# Start of MATERIAL SUPPLIED

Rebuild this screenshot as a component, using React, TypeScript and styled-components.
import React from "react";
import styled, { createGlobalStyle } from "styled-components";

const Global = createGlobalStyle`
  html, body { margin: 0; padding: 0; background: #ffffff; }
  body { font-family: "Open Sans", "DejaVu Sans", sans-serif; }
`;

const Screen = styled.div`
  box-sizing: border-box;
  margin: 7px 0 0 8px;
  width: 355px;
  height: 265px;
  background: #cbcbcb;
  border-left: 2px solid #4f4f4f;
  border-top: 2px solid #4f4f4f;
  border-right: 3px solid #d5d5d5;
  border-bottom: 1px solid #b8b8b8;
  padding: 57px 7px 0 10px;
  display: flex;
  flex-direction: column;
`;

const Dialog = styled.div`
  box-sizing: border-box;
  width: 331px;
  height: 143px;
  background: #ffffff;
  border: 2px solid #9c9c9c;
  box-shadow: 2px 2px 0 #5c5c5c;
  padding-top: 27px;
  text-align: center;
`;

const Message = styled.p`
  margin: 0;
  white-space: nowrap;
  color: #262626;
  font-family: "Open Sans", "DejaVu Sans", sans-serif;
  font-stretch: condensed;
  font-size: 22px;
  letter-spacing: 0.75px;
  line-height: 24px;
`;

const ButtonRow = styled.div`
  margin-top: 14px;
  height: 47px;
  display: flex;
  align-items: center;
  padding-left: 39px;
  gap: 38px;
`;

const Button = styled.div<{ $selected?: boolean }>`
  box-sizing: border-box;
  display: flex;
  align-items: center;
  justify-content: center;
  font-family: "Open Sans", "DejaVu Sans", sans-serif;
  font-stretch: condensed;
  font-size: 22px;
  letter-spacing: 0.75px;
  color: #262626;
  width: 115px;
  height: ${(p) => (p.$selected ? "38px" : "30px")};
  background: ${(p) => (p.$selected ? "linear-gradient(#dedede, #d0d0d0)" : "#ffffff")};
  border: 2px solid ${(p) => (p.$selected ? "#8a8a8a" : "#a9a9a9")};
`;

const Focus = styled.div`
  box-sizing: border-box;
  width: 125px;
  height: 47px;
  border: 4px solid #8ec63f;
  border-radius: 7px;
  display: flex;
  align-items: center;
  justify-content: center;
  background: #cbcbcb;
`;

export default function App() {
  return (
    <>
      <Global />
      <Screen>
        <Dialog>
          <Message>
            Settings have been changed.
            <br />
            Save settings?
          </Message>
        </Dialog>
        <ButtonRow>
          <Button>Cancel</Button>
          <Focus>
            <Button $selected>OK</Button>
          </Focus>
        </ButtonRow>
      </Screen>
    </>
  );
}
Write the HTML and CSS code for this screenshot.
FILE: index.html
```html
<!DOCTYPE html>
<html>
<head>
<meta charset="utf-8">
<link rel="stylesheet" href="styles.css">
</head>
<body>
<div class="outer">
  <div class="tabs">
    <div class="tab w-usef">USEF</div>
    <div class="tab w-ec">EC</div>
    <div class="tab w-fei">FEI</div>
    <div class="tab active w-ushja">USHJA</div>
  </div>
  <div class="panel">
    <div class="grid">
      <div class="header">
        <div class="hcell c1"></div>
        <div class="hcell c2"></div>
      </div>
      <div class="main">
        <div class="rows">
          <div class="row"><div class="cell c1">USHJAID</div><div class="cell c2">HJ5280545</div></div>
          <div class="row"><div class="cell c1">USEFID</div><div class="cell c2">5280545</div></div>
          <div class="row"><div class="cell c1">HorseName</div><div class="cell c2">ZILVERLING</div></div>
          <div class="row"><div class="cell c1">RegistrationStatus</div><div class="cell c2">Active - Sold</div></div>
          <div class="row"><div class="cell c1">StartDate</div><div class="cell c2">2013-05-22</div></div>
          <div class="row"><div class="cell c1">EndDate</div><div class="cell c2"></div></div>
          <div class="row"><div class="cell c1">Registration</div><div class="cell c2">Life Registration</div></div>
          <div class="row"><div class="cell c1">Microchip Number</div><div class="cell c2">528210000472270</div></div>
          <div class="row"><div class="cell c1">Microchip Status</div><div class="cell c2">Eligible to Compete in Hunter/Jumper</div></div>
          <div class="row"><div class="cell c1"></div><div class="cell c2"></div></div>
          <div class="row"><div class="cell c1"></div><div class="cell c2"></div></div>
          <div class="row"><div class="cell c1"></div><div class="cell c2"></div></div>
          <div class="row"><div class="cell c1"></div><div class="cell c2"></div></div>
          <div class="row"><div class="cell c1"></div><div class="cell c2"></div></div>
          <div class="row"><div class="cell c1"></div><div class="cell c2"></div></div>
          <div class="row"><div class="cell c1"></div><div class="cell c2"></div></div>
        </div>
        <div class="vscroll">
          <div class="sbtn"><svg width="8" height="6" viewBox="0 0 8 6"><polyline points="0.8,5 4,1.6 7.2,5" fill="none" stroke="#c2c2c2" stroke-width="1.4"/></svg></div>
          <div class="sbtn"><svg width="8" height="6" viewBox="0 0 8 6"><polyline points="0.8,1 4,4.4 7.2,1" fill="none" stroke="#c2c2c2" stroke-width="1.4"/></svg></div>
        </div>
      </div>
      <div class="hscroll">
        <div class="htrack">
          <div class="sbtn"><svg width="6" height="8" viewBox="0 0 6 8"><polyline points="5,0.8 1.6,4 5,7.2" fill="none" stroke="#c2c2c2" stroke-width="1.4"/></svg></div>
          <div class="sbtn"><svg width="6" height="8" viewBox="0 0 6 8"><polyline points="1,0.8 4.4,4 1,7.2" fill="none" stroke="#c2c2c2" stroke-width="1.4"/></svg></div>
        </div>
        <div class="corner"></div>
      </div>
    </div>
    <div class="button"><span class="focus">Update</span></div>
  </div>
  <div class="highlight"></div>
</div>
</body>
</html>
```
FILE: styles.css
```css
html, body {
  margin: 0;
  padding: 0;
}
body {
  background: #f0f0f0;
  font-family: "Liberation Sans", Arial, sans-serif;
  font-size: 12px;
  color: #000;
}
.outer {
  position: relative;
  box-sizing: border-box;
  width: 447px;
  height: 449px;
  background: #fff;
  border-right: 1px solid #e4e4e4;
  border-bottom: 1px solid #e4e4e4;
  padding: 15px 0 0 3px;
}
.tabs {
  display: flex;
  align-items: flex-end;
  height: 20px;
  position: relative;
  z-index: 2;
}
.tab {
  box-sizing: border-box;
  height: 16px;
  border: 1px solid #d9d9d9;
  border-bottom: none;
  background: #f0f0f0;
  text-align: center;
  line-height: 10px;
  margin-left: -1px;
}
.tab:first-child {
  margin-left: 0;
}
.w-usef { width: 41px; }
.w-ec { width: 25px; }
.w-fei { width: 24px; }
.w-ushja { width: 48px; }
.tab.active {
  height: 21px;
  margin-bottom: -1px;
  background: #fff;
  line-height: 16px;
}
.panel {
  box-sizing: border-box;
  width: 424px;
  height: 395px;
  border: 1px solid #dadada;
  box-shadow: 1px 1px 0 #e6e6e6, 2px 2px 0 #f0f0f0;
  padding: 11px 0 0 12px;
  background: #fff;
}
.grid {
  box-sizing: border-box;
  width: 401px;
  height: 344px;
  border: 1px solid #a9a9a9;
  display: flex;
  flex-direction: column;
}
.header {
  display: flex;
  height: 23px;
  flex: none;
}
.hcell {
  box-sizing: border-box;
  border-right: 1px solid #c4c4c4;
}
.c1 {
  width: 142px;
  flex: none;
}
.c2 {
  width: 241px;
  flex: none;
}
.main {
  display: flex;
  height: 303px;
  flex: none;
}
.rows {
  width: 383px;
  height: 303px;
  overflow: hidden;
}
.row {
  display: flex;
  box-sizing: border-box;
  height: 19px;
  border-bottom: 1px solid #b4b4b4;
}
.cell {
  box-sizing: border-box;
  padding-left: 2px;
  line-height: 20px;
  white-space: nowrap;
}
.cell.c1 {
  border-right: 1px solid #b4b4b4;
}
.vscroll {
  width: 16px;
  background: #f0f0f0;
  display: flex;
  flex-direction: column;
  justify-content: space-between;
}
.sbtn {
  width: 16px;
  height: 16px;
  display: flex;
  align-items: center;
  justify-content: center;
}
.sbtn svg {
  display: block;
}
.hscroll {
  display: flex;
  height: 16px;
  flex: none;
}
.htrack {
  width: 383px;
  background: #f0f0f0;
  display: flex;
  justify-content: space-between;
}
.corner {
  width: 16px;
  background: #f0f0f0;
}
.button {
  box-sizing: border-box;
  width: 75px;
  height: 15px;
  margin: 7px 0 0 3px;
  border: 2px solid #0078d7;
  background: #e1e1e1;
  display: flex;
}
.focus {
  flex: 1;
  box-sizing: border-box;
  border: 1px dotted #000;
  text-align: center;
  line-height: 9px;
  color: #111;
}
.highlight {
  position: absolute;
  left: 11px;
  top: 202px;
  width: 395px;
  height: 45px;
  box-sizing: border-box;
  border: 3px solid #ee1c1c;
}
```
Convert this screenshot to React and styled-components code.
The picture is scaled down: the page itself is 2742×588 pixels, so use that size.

# End of MATERIAL SUPPLIED

§ **TO DO**:
Return exactly the lines from the one containing "Convert this screenshot" through the last line of the records above, both included, and nothing else.

§ **THE REPLY**:
Convert this screenshot to React and styled-components code.
The picture is scaled down: the page itself is 2742×588 pixels, so use that size.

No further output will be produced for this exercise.